> WHAT YOU NEED TO DO
Copy every line that contains the string "components" from the entries below.

> DATA EXCERPTS
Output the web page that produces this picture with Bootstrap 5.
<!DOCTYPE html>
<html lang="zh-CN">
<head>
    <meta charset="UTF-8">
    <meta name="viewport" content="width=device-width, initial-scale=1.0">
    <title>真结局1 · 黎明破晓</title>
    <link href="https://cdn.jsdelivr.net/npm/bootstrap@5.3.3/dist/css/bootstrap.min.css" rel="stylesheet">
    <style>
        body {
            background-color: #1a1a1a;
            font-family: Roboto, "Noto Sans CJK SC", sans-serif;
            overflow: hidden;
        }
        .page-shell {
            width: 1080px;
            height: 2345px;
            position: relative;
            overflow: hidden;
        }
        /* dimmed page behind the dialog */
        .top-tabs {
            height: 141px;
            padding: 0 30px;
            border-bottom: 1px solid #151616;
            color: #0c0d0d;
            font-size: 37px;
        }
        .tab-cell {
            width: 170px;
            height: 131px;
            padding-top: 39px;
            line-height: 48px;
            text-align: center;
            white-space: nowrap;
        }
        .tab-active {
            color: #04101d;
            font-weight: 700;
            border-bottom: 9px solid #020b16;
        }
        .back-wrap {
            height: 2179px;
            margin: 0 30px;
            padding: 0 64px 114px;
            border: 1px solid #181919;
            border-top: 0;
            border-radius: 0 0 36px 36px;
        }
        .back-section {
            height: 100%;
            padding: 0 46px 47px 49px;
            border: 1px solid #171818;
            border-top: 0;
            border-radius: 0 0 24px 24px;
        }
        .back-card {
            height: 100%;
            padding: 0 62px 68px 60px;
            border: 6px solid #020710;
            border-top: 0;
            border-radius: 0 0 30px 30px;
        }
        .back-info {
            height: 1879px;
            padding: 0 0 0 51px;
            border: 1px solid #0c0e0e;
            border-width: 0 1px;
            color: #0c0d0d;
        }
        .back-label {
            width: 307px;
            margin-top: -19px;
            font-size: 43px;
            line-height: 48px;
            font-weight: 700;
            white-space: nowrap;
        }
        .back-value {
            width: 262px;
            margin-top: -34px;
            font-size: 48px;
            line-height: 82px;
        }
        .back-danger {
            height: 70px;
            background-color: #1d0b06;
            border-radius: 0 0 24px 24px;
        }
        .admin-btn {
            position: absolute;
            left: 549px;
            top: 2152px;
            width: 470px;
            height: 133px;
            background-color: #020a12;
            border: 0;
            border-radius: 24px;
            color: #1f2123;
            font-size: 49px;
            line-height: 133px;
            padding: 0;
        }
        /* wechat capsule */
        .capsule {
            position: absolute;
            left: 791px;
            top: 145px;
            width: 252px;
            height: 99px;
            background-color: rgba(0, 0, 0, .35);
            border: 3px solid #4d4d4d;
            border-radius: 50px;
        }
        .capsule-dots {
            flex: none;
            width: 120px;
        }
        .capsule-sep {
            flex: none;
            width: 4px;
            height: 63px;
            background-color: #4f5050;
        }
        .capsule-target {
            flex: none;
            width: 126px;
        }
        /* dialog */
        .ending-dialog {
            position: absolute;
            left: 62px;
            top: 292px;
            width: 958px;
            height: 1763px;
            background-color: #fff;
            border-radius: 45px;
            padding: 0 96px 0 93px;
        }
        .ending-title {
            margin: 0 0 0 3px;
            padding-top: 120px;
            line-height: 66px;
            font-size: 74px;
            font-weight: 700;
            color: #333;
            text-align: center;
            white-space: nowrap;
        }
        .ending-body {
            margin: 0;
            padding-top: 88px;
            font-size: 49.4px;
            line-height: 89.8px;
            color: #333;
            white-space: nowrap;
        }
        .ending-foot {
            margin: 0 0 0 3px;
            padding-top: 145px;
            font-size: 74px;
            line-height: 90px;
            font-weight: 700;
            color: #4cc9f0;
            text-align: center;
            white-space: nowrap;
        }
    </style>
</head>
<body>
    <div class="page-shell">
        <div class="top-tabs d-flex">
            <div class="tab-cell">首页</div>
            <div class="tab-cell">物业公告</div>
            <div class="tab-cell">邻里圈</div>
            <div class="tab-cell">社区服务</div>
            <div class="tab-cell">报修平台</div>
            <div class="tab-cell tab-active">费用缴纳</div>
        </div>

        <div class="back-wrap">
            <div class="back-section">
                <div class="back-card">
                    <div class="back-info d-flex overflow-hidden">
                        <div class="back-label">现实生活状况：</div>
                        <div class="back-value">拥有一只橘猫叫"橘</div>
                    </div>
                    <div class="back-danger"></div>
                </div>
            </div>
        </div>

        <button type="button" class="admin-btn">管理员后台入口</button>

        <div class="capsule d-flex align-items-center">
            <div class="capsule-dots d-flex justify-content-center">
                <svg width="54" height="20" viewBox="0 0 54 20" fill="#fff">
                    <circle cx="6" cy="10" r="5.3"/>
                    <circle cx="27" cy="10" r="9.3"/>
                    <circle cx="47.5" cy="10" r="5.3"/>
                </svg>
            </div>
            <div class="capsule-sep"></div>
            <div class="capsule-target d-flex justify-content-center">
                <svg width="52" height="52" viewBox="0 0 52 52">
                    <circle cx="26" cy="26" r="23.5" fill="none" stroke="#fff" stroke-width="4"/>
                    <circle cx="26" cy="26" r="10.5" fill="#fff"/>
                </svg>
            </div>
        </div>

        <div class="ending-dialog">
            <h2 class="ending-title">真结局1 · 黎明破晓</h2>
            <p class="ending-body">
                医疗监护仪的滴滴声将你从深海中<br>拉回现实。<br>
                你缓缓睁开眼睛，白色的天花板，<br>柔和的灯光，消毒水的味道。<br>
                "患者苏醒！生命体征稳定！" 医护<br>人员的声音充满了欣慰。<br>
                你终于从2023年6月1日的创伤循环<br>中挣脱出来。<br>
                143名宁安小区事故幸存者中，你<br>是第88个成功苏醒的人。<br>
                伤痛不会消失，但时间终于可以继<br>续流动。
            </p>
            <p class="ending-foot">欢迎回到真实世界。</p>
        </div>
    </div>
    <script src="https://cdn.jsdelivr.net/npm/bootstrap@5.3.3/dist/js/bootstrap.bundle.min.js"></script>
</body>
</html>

==

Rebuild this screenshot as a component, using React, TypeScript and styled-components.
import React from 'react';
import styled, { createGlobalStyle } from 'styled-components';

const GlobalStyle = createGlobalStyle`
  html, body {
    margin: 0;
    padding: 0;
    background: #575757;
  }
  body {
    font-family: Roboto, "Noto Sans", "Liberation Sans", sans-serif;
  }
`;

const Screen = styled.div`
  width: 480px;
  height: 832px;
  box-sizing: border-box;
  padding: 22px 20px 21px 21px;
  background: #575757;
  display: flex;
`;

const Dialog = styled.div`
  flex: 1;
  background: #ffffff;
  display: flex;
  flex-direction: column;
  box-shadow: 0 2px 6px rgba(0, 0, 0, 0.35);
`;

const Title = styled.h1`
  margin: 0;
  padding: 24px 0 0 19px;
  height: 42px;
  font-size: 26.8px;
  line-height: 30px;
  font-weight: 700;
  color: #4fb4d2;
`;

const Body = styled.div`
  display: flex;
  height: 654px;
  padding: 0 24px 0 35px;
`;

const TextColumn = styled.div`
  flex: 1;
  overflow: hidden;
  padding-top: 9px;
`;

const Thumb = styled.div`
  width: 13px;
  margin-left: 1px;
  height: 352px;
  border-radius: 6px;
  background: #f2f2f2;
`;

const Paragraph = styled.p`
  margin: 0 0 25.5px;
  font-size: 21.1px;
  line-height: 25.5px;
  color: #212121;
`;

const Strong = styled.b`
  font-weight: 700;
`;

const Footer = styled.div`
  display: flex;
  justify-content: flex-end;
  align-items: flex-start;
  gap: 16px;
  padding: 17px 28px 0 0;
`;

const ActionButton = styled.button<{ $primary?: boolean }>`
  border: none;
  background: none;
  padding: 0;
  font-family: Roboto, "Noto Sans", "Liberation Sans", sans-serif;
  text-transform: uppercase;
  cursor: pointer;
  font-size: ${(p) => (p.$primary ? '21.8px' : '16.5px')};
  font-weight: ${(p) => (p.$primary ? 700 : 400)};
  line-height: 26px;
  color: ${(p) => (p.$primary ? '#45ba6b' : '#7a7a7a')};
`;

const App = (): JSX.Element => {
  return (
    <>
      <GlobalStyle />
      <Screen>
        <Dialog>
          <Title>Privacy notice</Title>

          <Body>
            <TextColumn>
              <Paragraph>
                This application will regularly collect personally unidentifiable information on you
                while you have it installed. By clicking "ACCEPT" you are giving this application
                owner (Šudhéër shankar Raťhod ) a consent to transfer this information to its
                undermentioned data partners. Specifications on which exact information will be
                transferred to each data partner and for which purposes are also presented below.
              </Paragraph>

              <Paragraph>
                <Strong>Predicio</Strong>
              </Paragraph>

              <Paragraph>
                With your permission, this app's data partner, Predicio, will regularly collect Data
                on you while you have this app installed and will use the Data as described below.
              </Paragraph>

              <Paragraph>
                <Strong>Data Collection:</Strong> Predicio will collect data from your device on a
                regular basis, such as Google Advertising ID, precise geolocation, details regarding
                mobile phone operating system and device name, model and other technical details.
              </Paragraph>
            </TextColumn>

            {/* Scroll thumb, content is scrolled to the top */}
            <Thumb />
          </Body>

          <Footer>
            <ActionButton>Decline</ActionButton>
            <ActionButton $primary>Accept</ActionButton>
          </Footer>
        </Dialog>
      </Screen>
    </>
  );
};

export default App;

> SOLUTION FOR THIS PROBLEM
Rebuild this screenshot as a component, using React, TypeScript and styled-components.
import styled, { createGlobalStyle } from 'styled-components';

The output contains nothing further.